# Supplied data:
** start **
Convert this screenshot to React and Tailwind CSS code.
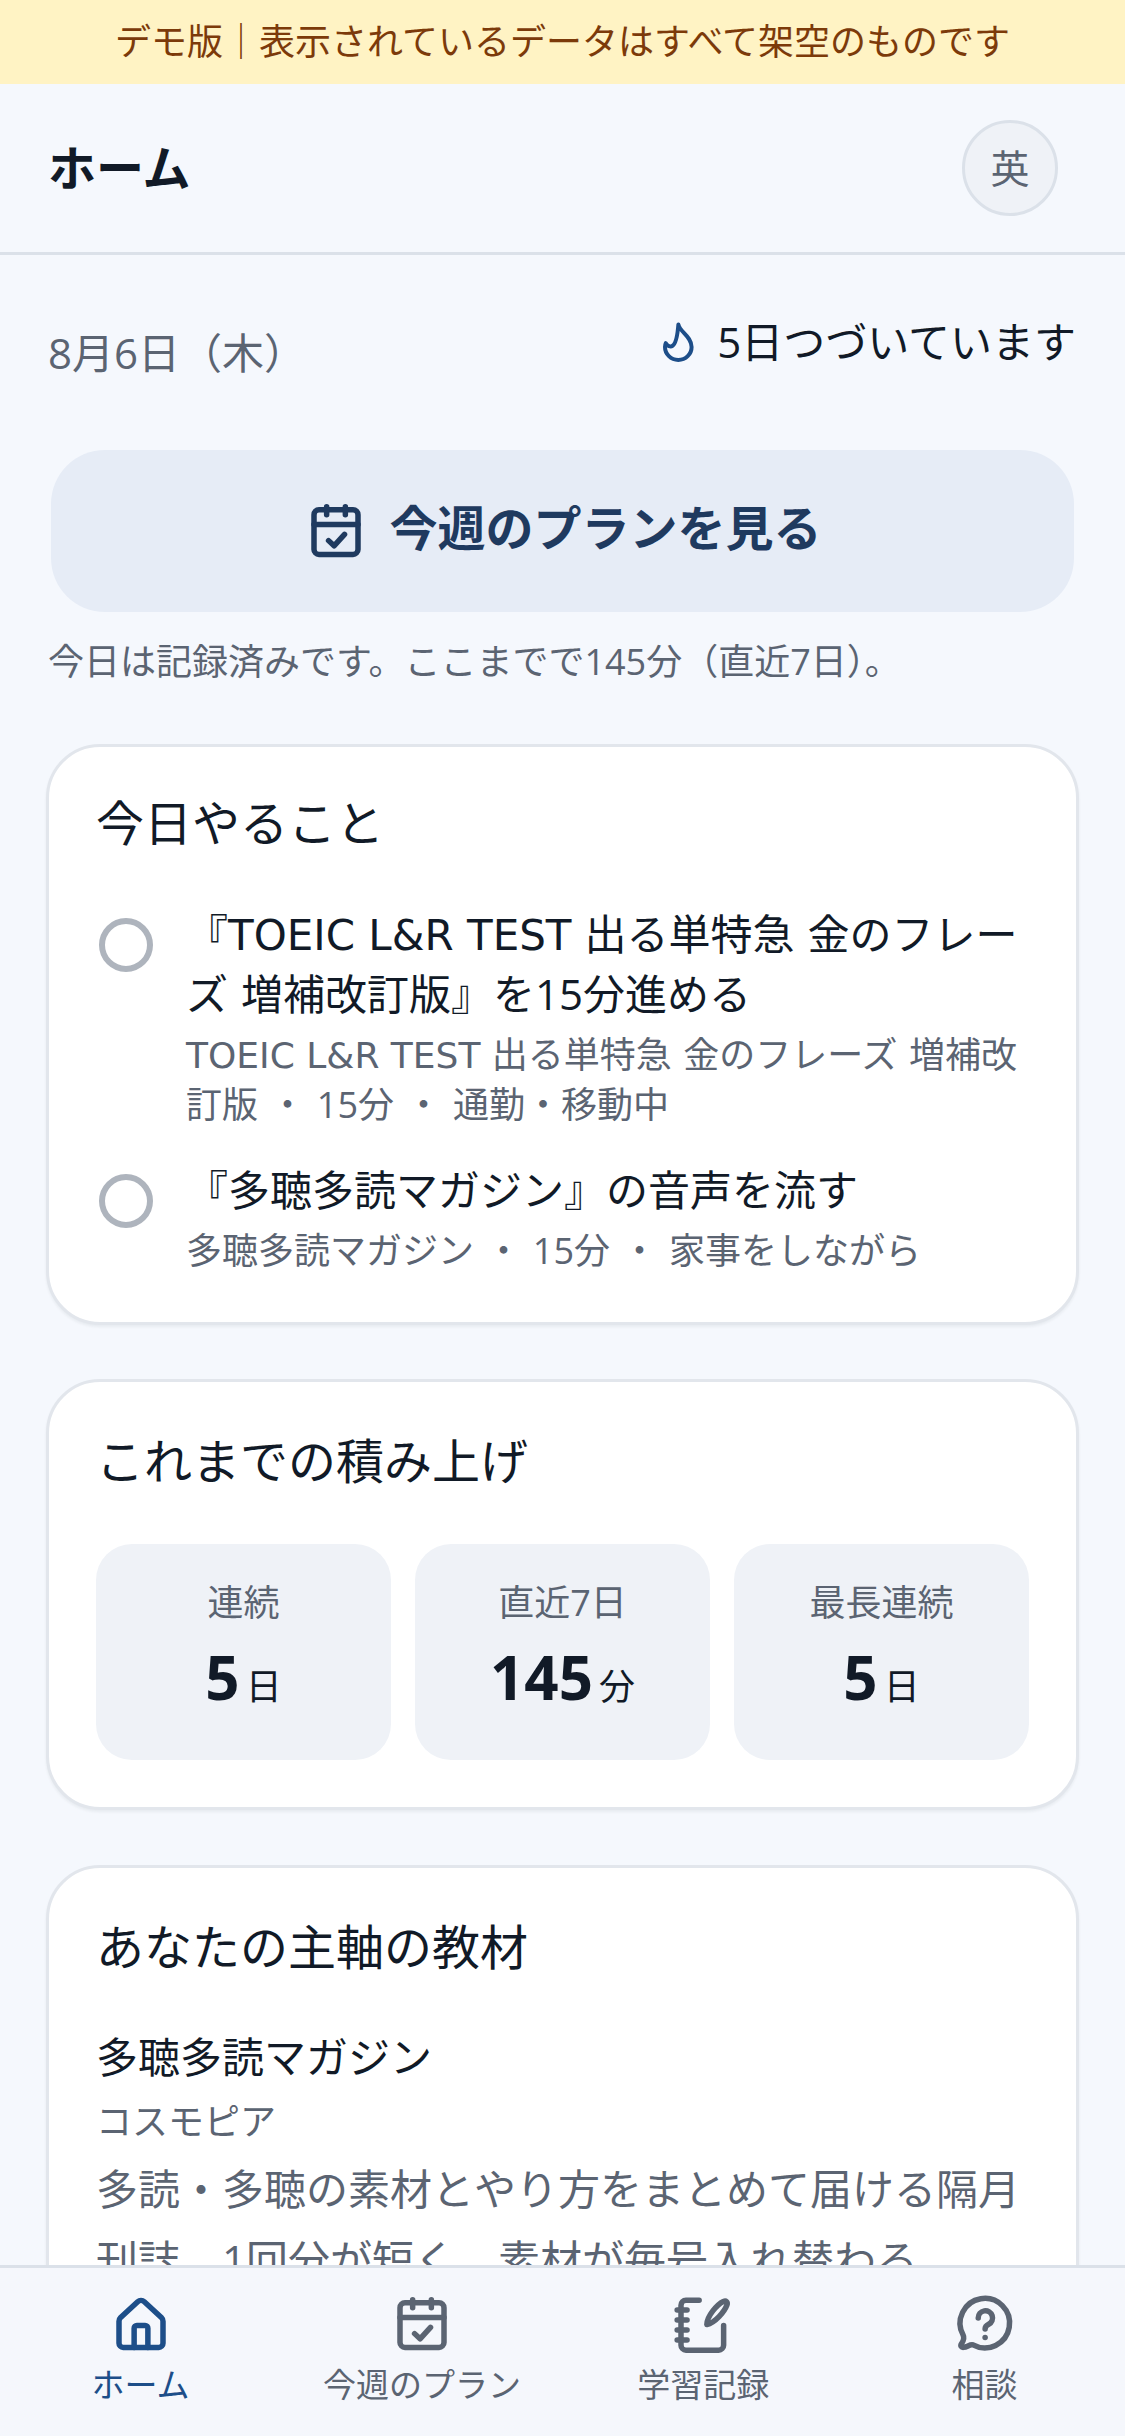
** end **
** start **
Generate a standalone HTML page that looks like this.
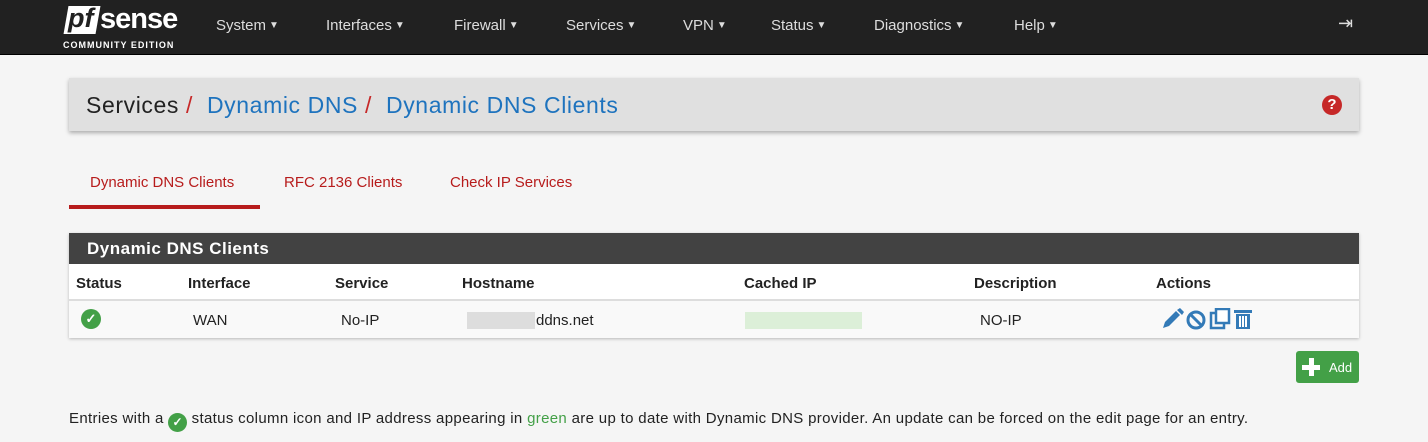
** end **
** start **
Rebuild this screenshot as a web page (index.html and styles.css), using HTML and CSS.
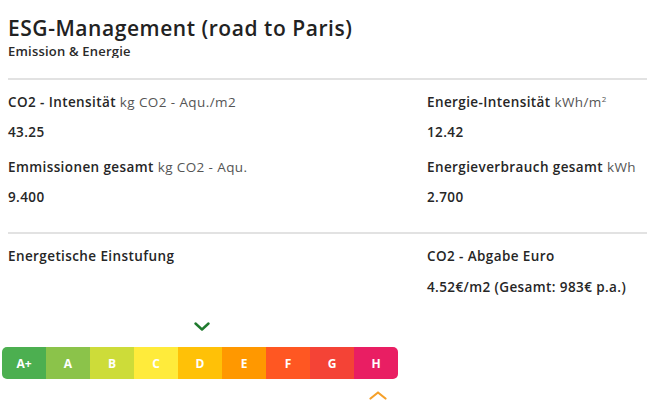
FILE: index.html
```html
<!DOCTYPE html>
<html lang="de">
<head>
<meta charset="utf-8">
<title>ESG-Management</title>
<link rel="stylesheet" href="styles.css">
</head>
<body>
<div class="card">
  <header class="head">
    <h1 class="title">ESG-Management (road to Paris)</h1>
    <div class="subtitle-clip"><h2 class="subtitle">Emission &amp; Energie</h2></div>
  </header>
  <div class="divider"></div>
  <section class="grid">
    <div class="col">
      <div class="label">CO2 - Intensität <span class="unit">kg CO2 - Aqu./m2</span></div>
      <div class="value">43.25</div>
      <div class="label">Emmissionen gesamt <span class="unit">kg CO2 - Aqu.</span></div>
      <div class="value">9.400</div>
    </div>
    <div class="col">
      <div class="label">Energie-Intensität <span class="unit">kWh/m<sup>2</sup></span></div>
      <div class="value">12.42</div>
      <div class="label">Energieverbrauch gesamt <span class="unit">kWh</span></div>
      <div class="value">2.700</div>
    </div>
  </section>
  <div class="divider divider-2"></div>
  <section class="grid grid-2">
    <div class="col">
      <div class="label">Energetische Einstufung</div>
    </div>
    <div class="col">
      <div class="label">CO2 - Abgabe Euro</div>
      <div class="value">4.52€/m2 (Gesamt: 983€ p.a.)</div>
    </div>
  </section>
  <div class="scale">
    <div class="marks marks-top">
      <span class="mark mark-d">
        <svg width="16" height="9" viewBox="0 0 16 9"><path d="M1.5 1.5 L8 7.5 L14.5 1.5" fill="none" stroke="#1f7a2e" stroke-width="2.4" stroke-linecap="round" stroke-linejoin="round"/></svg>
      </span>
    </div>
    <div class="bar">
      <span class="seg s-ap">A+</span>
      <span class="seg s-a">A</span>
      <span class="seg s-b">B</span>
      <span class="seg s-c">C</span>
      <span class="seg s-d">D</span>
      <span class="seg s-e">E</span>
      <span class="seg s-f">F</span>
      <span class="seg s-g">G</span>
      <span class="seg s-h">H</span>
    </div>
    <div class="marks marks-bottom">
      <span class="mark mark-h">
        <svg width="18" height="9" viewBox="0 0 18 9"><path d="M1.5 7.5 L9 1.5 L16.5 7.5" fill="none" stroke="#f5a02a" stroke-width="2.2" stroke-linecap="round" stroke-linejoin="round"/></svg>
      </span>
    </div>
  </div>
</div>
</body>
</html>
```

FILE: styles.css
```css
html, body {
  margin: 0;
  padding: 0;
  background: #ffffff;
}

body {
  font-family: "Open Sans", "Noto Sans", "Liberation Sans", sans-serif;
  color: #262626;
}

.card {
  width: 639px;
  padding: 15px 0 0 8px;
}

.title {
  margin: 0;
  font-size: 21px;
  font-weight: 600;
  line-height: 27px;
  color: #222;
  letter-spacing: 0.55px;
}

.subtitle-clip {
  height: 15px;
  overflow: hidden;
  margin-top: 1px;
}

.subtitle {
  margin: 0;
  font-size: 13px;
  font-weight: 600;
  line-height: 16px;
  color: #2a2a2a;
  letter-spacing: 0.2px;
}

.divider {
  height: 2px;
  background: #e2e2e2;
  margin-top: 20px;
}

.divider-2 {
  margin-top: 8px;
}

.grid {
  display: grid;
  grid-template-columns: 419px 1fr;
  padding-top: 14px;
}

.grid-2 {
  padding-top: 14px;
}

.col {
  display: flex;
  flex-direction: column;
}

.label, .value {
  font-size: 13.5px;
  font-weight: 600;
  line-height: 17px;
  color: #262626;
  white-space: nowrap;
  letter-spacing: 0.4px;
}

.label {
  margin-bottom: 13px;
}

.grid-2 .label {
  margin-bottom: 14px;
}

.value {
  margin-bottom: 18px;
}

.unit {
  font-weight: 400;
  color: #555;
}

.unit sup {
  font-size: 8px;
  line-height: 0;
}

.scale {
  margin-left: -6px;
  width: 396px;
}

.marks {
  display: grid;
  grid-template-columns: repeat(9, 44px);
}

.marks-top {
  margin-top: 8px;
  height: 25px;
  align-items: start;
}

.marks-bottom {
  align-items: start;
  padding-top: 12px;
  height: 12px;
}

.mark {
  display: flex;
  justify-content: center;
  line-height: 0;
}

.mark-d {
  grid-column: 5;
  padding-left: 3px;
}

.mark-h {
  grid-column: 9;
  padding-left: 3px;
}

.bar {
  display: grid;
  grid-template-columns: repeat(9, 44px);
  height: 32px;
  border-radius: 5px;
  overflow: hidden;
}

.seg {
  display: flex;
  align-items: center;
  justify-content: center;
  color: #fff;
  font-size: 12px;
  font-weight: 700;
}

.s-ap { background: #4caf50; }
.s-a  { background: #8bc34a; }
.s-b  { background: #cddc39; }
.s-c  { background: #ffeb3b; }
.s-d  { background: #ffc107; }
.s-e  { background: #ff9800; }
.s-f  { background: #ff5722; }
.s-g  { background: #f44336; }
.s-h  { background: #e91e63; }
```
** end **
# Exercise requirements:
Pick out each line above that includes "index" and show it.

# Exercise result:
Rebuild this screenshot as a web page (index.html and styles.css), using HTML and CSS.
FILE: index.html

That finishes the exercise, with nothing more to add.